Se trouvera-t-il un poète pour chanter la tristesse d’un monde sans espérance, sans âme, sans autre finalité que de posséder et jouir sans fin ? Le monde aujourd’hui a  piétiné l’espérance, et il est impossible de découvrir dans ce monde quelque vestige de cette étoile qui nous fera rêver demain, cette étoile qui est la recherche d’un monde plus beau, plus pur, plus vrai… pour lequel nous sentons en nos âmes un attrait que rien ne peut anéantir.

Le monde d’aujourd’hui n’est plus métaphysique Il a été décapité; il a perdu la tête au sens propre : il a perdu sa raison d’être et de vivre, il n’a plus de finalité ! Il tourne sur lui-même comme un fou ! Englué dans la matière et le sensible, il cultive l’art de paraître et l’art de jouir, l’art d’avoir, de calculer et de compter … alors que l’âme aspire à être, à aimer et à chanter en silence !

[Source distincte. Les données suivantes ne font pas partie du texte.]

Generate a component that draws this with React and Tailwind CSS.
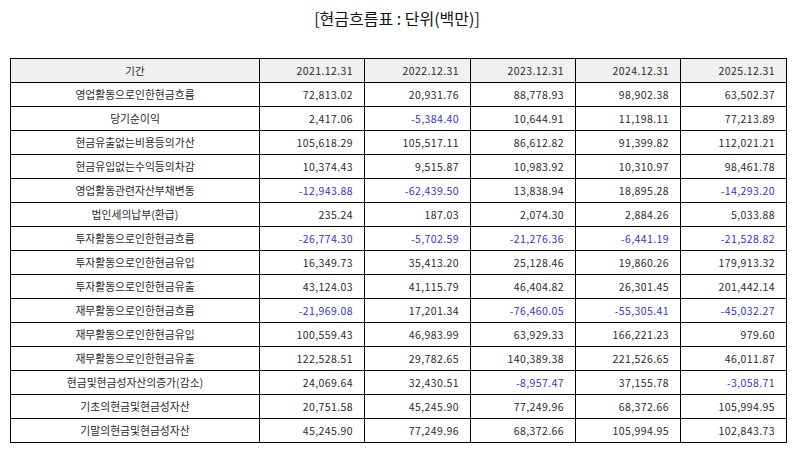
import React from "react";

const cols = ["2021.12.31", "2022.12.31", "2023.12.31", "2024.12.31", "2025.12.31"];
const rows = [
  ["영업활동으로인한현금흐름", "72,813.02", "20,931.76", "88,778.93", "98,902.38", "63,502.37"],
  ["당기순이익", "2,417.06", "-5,384.40", "10,644.91", "11,198.11", "77,213.89"],
  ["현금유출없는비용등의가산", "105,618.29", "105,517.11", "86,612.82", "91,399.82", "112,021.21"],
  ["현금유입없는수익등의차감", "10,374.43", "9,515.87", "10,983.92", "10,310.97", "98,461.78"],
  ["영업활동관련자산부채변동", "-12,943.88", "-62,439.50", "13,838.94", "18,895.28", "-14,293.20"],
  ["법인세의납부(환급)", "235.24", "187.03", "2,074.30", "2,884.26", "5,033.88"],
  ["투자활동으로인한현금흐름", "-26,774.30", "-5,702.59", "-21,276.36", "-6,441.19", "-21,528.82"],
  ["투자활동으로인한현금유입", "16,349.73", "35,413.20", "25,128.46", "19,860.26", "179,913.32"],
  ["투자활동으로인한현금유출", "43,124.03", "41,115.79", "46,404.82", "26,301.45", "201,442.14"],
  ["재무활동으로인한현금흐름", "-21,969.08", "17,201.34", "-76,460.05", "-55,305.41", "-45,032.27"],
  ["재무활동으로인한현금유입", "100,559.43", "46,983.99", "63,929.33", "166,221.23", "979.60"],
  ["재무활동으로인한현금유출", "122,528.51", "29,782.65", "140,389.38", "221,526.65", "46,011.87"],
  ["현금및현금성자산의증가(감소)", "24,069.64", "32,430.51", "-8,957.47", "37,155.78", "-3,058.71"],
  ["기초의현금및현금성자산", "20,751.58", "45,245.90", "77,249.96", "68,372.66", "105,994.95"],
  ["기말의현금및현금성자산", "45,245.90", "77,249.96", "68,372.66", "105,994.95", "102,843.73"],
];

const font = { fontFamily: '"Noto Sans CJK KR", "Noto Sans", sans-serif' };

export default function App() {
  return (
    <div className="w-[794px] h-[452px] bg-white pt-[7px]" style={font}>
      <div className="text-center text-[16px] leading-[22px] text-[#111]">[현금흐름표 : 단위(백만)]</div>
      <div className="mt-[29px] ml-[10px]">
        <table className="border-collapse table-fixed w-[776px] text-[10.5px] text-[#2a2a2a]">
          <colgroup>
            <col className="w-[249px]" />
            <col className="w-[105px]" />
            <col className="w-[106px]" />
            <col className="w-[105px]" />
            <col className="w-[105px]" />
            <col className="w-[106px]" />
          </colgroup>
          <thead>
            <tr className="h-[24px] bg-[#f0f0f0]">
              <th className="border border-black font-normal text-center p-0">기간</th>
              {cols.map((c) => (
                <th key={c} className="border border-black font-normal text-right pr-[11px] p-0 tracking-[0.4px]">{c}</th>
              ))}
            </tr>
          </thead>
          <tbody>
            {rows.map((r) => (
              <tr key={r[0]} className="h-[24px]">
                <td className="border border-black text-center p-0 text-[10.8px]">{r[0]}</td>
                {r.slice(1).map((v, i) => (
                  <td
                    key={i}
                    className={
                      "border border-black text-right p-0 pr-[11px] tracking-[0.4px] " +
                      (v.startsWith("-") ? "text-[#3535c8]" : "")
                    }
                  >
                    {v}
                  </td>
                ))}
              </tr>
            ))}
          </tbody>
        </table>
      </div>
    </div>
  );
}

Gustave Thibon, dans la préface à « deviens ce que tu es » écrivait au sujet du fils de Marcel de Corte, mort à 18 ans : « Absent de sa propre existence, il n'était qu'accueil à toutes les formes du savoir, de la beauté et de l'amour - et tout ce qui lui avait été ravi sous l'aspect caduc de l'avoir lui était rendu au centuple dans la sphère incorruptible de l'être. »

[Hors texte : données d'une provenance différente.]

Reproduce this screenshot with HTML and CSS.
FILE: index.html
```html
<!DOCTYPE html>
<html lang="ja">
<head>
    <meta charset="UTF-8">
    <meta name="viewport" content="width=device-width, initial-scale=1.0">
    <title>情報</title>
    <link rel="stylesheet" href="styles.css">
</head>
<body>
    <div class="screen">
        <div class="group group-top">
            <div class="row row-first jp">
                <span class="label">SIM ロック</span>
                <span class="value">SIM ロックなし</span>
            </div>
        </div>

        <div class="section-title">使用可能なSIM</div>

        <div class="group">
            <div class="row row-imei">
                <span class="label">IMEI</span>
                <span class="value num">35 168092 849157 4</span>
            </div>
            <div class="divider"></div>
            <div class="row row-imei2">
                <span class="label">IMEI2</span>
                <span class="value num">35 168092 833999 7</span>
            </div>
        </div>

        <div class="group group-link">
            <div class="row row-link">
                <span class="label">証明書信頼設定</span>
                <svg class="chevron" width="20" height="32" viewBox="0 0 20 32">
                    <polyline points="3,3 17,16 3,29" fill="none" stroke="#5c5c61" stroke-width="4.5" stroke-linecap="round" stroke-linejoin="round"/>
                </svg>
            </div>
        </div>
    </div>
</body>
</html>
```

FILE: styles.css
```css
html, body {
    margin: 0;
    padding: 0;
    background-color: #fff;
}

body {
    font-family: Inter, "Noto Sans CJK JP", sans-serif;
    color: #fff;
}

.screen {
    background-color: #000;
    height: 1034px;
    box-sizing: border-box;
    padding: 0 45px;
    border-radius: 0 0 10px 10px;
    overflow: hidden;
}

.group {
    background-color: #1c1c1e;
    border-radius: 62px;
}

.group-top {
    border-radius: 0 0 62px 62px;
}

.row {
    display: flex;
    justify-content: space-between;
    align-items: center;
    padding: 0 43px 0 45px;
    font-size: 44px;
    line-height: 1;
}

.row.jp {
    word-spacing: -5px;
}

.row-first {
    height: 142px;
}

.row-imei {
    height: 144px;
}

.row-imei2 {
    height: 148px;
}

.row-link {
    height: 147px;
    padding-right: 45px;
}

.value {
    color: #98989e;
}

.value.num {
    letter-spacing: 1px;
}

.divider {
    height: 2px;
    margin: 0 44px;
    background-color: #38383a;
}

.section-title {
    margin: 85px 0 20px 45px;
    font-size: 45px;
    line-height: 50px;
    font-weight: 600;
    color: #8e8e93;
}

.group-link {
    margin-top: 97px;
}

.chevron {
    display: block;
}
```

Être, savoir, aimer dans le silence et la pauvreté… pour rencontrer Dieu, si pauvre et qui ne possède rien, mais qui est intensément, source de tout être et immuable béatitude.

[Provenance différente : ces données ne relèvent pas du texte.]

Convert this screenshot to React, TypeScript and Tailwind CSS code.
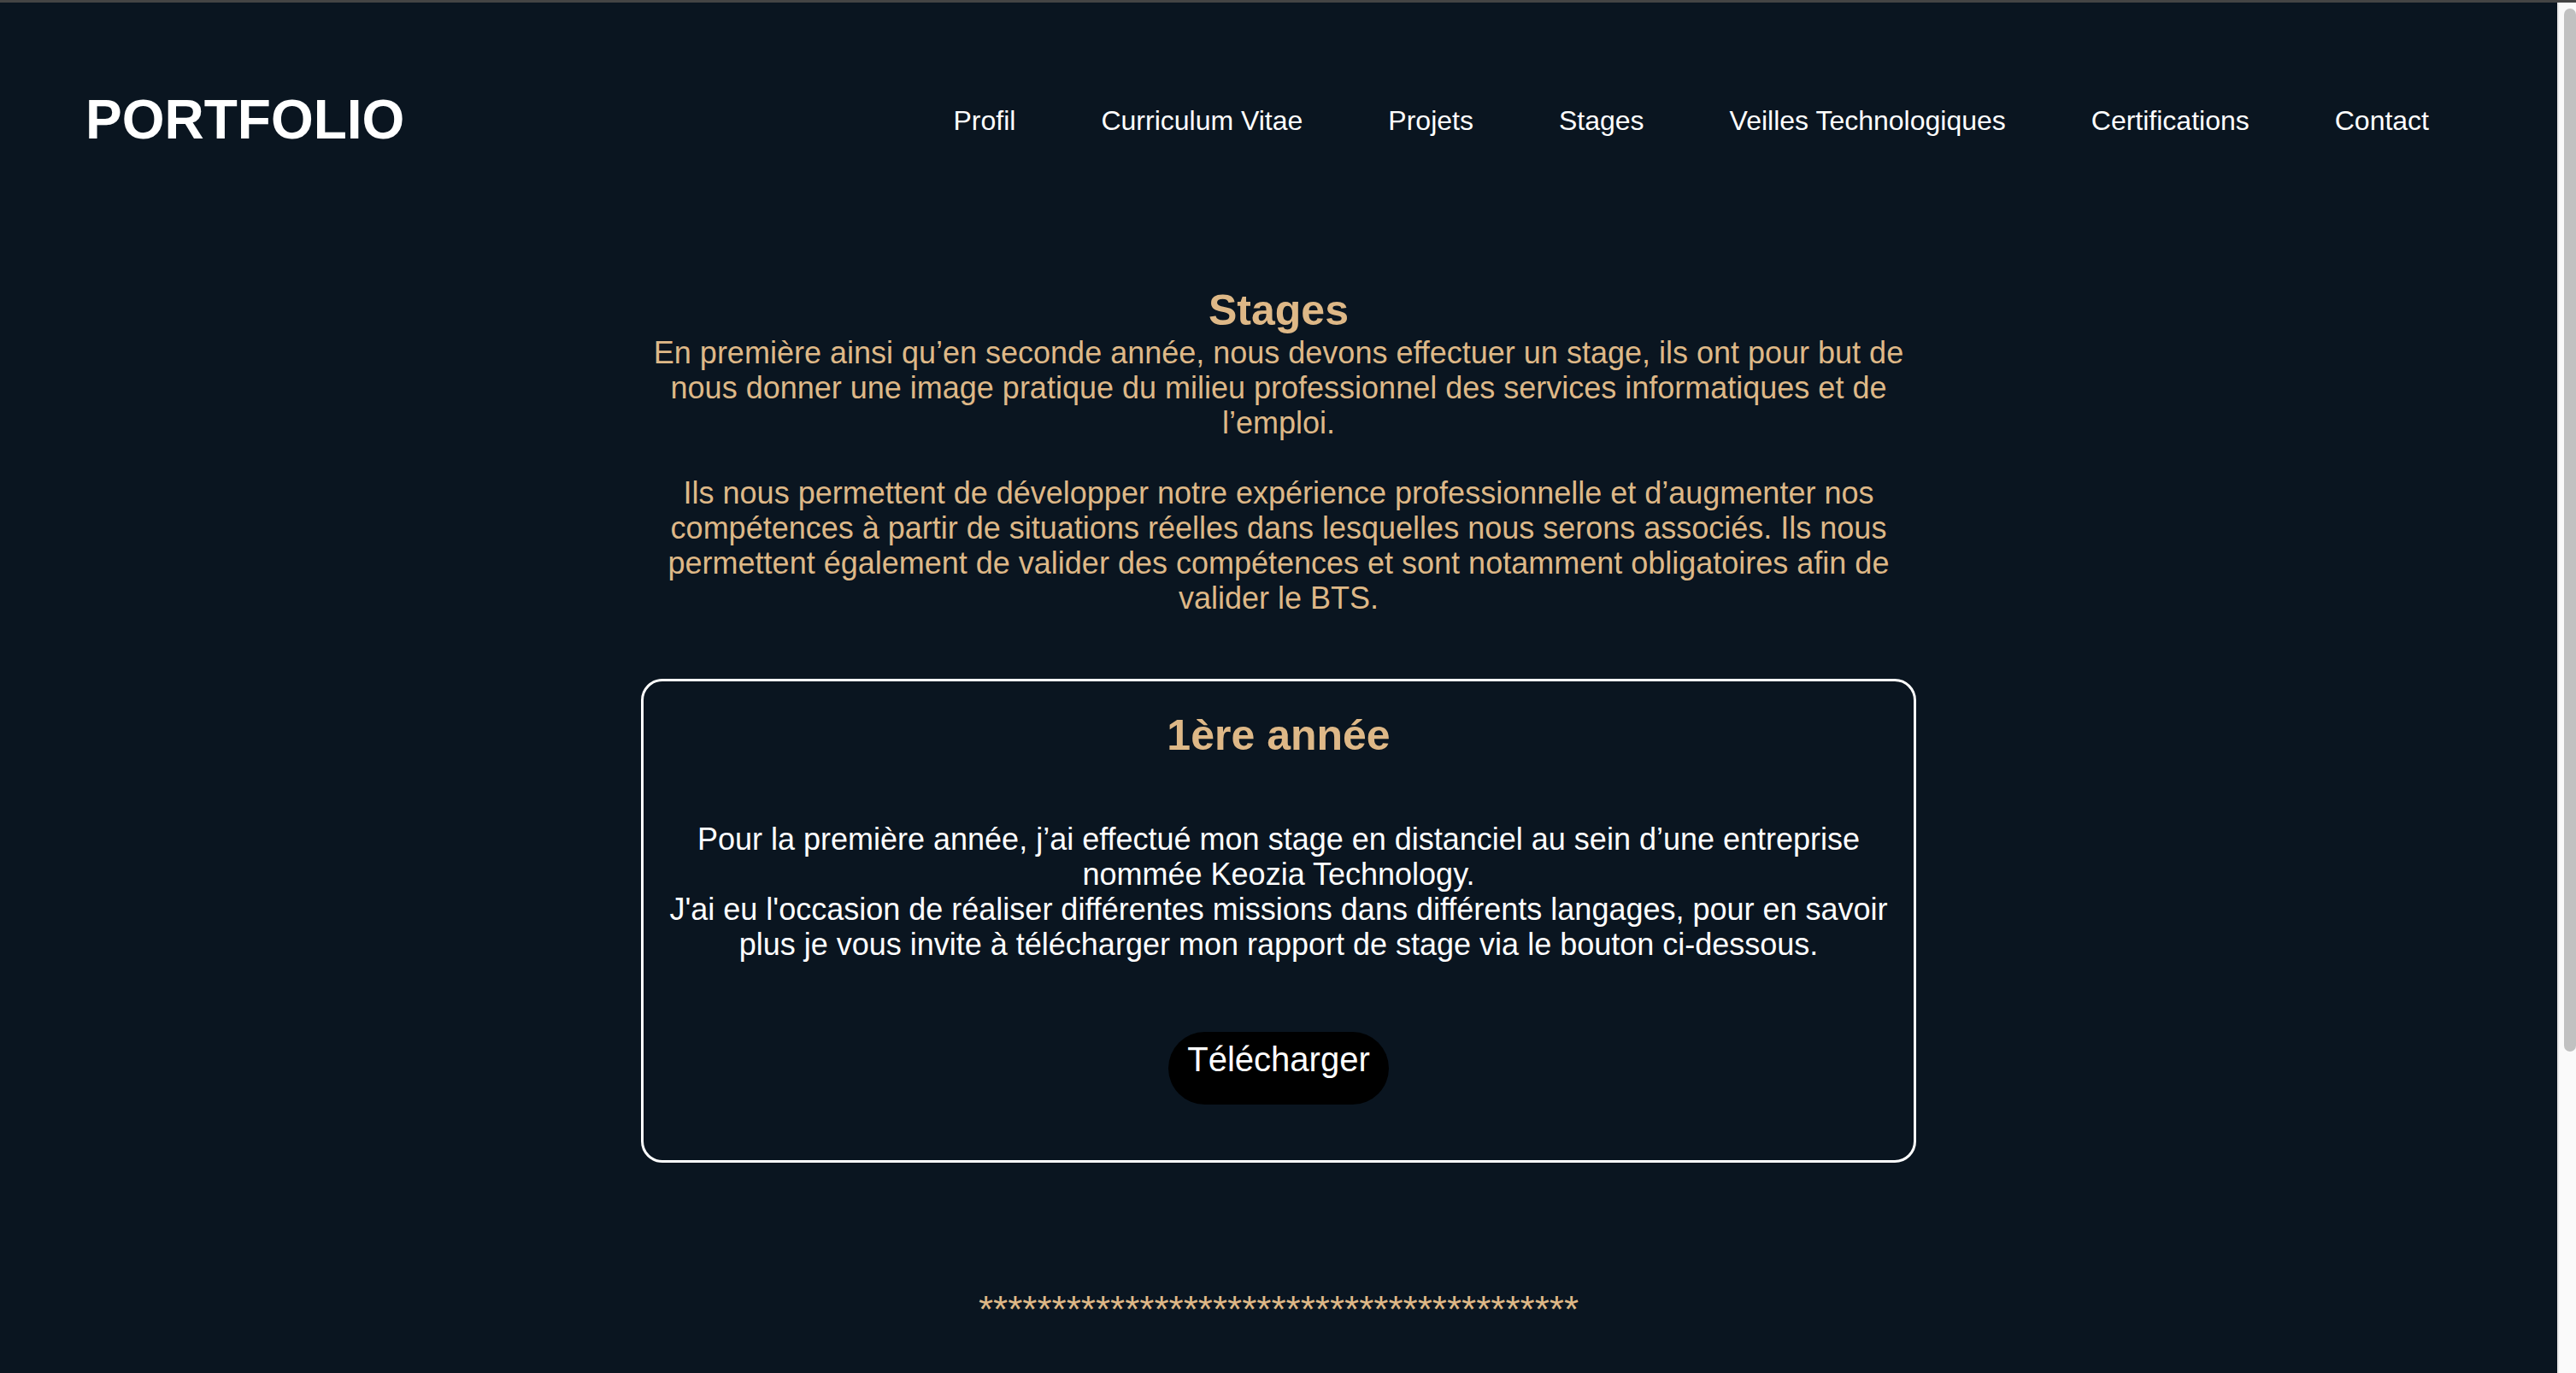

Être au lieu d’avoir – Être au lieu de paraître – aimer au lieu de jouir, sous quelque forme que ce soit !

Être ce que je suis, tout simplement, sans chercher à plaire ni à déplaire,

Être ce que je dois être, et non ce que sont les autres,

Être chrétien, quitte à ne pas ressembler aux autres,

Être chrétien, quitte à ne pas agir comme les autres et s’interdire certains comportements devenus habituels,

Être chrétien, quitte à ne pas être aimé, à être moqué, être haï…être condamné. Avons-nous parfois songé à cette parole de Notre-Seigneur ? « Le monde ne peut vous haïr; moi, il me hait, parce que je rends de lui le témoignage que ses œuvres sont mauvaises. » N’est-ce pas la mission du chrétien de rendre ce même témoignage ? Et comment se fait-il que le monde ne nous haïsse pas ? Il hait les chrétiens qui se battent pour le demeurer et il nous laisse encore relativement tranquilles !

Aimer, se donner au bien, au vrai, au beau… quels que soient les sacrifices à consentir pour cela !

Aimer Jésus-Christ, sa Mère et les saints, et mépriser sans orgueil et sans haine ceux qui ne savent qu’en rire, et n’aspirent qu’à jouir comme des bêtes à peine plus évoluées dans l’art d’inventer des recettes pour des plaisirs plus raffinés !

Il est vrai que notre société n’admet plus la Croix, celle de Jésus-Christ, la vraie, celle qui arrache et fait pleurer, celle qui purifie et qui libère notre être profond ! Elle n’aime que les religions sans croix, le judaïsme, l’Islam… « religions » honorables car sans sacrifice !

Et l’Eglise elle-même est devenue amorphe et sans voix ; elle n’ose plus rendre au monde « le témoignage que ses œuvres sont mauvaises ! »

Et nous voudrions nous adapter à ce monde-là ?

Nous rougirions de ne pas ressembler aux sans-dieu qui vivent à nos côtés et ne savent rien des joies de l’esprit, du cœur et de toute l’âme ?

Mais cela ne serait même plus du respect humain, de la coquetterie, de la vanité, etc… Ce serait bel et bien de la trahison envers ce Jésus que nous disons aimer, et envers ces prochains auxquels nous refuserions de susciter en eux le goût de cette autre chose qu’ils ignorent !

A la Salette, la Vierge pleurait sur les sociétés sans dimanche, sur les dimanches sans Dieu. Pleure-t-elle aujourd’hui sur les chrétiens qui oublient la croix, pour qui elle n’est plus qu’une œuvre d’art, une image glissée dans un missel (quand il y a encore un missel) ou un geste qui n’est plus un signe, qui ne signifie rien, fait sans âme, par habitude ? Pleure-t-elle sur ces chrétiens qui se vêtent, se distraient, vivent comme ceux qui ne le sont pas ?

Que Dieu nous garde de faire pleurer notre Sainte Mère, et soyons fidèles à suivre le « sillage du Christ », dans cette folle et confiante espérance de les retrouver en cet autre monde pour lequel nous avons été créés et rachetés.